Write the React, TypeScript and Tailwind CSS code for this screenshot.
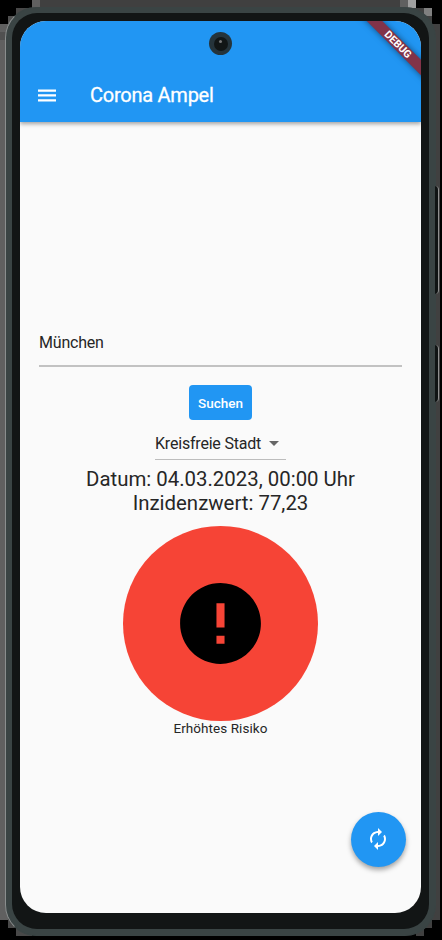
import React from 'react';

function Backdrop() {
  return (
    <svg className="absolute inset-0" width="442" height="940" shapeRendering="crispEdges">
      <rect width="442" height="940" fill="#000" />
      <rect x="0" y="24" width="8" height="896" fill="#606060" />
      <rect x="0" y="32" width="8" height="8" fill="#505050" />
      <rect x="8" y="16" width="16" height="16" fill="#505050" />
      <rect x="16" y="8" width="24" height="16" fill="#484848" />
      <rect x="32" y="0" width="8" height="8" fill="#606060" />
      <rect x="40" y="0" width="360" height="8" fill="#404040" />
      <rect x="400" y="0" width="8" height="8" fill="#606060" />
      <rect x="408" y="0" width="8" height="8" fill="#a0a0a0" />
      <rect x="408" y="8" width="16" height="8" fill="#404040" />
      <rect x="424" y="8" width="8" height="8" fill="#808080" />
      <rect x="424" y="16" width="8" height="8" fill="#404040" />
      <rect x="432" y="24" width="8" height="896" fill="#404040" />
      <rect x="8" y="912" width="8" height="16" fill="#484848" />
      <rect x="16" y="928" width="16" height="8" fill="#484848" />
      <rect x="424" y="920" width="8" height="8" fill="#404040" />
      <rect x="416" y="928" width="8" height="8" fill="#404040" />
    </svg>
  );
}

function SideButton({ className }: { className: string }) {
  return <div className={`absolute left-[435px] w-[4px] rounded-r-sm border-r border-[#909090] bg-[#101414] ${className}`} />;
}

export default function App() {
  return (
    <div className="relative h-[940px] w-[442px] overflow-hidden font-[Roboto,sans-serif]">
      <Backdrop />
      <div className="relative ml-[5px] h-[936px] w-[431px] pt-[7px]">
        <div className="h-[929px] rounded-[31px] border border-[#3a4444] border-l-[#8a8e8e] bg-[#3a4444] p-[6px] pt-[5px]">
          <div className="h-full rounded-[25px] bg-[#121515] px-[8px] pt-[8px] pb-[17px]">
            <div className="relative flex h-[892px] flex-col overflow-hidden rounded-[26px] bg-[#fafafa]">
              <header className="relative flex h-[101px] shrink-0 items-end bg-[#2196f3] pb-[15px] pl-[18px] text-white shadow-[0_2px_4px_rgba(0,0,0,0.35)]">
                <svg className="mb-[5px]" width="18" height="13" fill="#fff">
                  <path d="M0 .5h18v2.200H0zM0 5.300h18v2.200H0zM0 10.300h18v2.200H0z" />
                </svg>
                <h1 className="ml-[34px] text-[20px] leading-[24px] font-normal tracking-[-0.25px] [-webkit-text-stroke:0.3px_#fff]">Corona Ampel</h1>
              </header>
              <main className="flex flex-col items-center text-[#262626]">
                <div className="mt-[206px] h-[39px] w-[363px] border-b-2 border-[#c2c2c2] pt-[5px] text-[16px] leading-[20px] tracking-[-0.2px]">
                  München
                </div>
                <button className="mt-[18px] h-[35px] w-[63px] rounded-[4px] bg-[#2196f3] pt-[2px] text-[13.500px] font-medium text-white">Suchen</button>
                <div className="mt-[9px] flex h-[31px] w-[131px] border-b border-[#bdbdbd] pt-[5px] text-[16px] leading-[20px] tracking-[-0.2px]">
                  <span className="w-[106px] whitespace-nowrap">Kreisfreie Stadt</span>
                  <svg className="mt-[7px] ml-[8px]" width="10" height="6" fill="#666"><path d="M0 0h10L5 5z" /></svg>
                </div>
                <div className="mt-[7px] text-center text-[20.400px] leading-[24px]">
                  <p>Datum: 04.03.2023, 00:00 Uhr</p>
                  <p>Inzidenzwert: 77,23</p>
                </div>
                <div className="mt-[10.500px] mb-[-0.500px] flex h-[195px] w-[195px] items-center justify-center rounded-full bg-[#f64436]">
                  <svg width="97" height="97" viewBox="0 0 24 24"><path d="M12 2C6.480 2 2 6.480 2 12s4.480 10 10 10 10-4.480 10-10S17.520 2 12 2zm1 15h-2v-2h2v2zm0-4h-2V7h2v6z" /></svg>
                </div>
                <p className="text-[13.500px] leading-[16px] tracking-[0.06px]">Erhöhtes Risiko</p>
              </main>
              <button className="absolute top-[790.500px] left-[330.500px] flex h-[55px] w-[55px] items-center justify-center rounded-full bg-[#2196f3] shadow-[0_3px_5px_rgba(0,0,0,0.35)]">
                <svg width="24" height="24" viewBox="0 0 24 24" fill="#fff"><path d="M12 6v3l4-4-4-4v3c-4.420 0-8 3.580-8 8 0 1.570.46 3.030 1.240 4.260L6.700 14.800A5.870 5.870 0 0 1 6 12c0-3.310 2.690-6 6-6zm6.760 1.740L17.300 9.200c.44.84.7 1.790.7 2.800 0 3.310-2.690 6-6 6v-3l-4 4 4 4v-3c4.420 0 8-3.580 8-8 0-1.570-.46-3.030-1.240-4.260z" /></svg>
              </button>
              <div className="absolute top-[11px] left-[189px] flex h-[23px] w-[23px] items-center justify-center rounded-full bg-[#25343b]">
                <div className="flex h-[14px] w-[14px] justify-center rounded-full bg-[#111616] pt-[3px]"><div className="h-[3px] w-[3px] rounded-full bg-[#777]" /></div>
              </div>
              <div className="absolute top-[18px] left-[320px] flex h-[11px] w-[116px] rotate-45 items-center justify-center bg-[#823349] text-[10.500px] leading-[11px] font-bold text-white shadow-[0_0_6px_rgba(0,0,0,0.5)]">DEBUG</div>
            </div>
          </div>
        </div>
      </div>
      <SideButton className="top-[186px] h-[108px]" />
      <SideButton className="top-[345px] h-[57px]" />
    </div>
  );
}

==*==

Write down every line of the data above that includes the string "React".

:: Solution to this task ::
Write the React, TypeScript and Tailwind CSS code for this screenshot.
import React from 'react';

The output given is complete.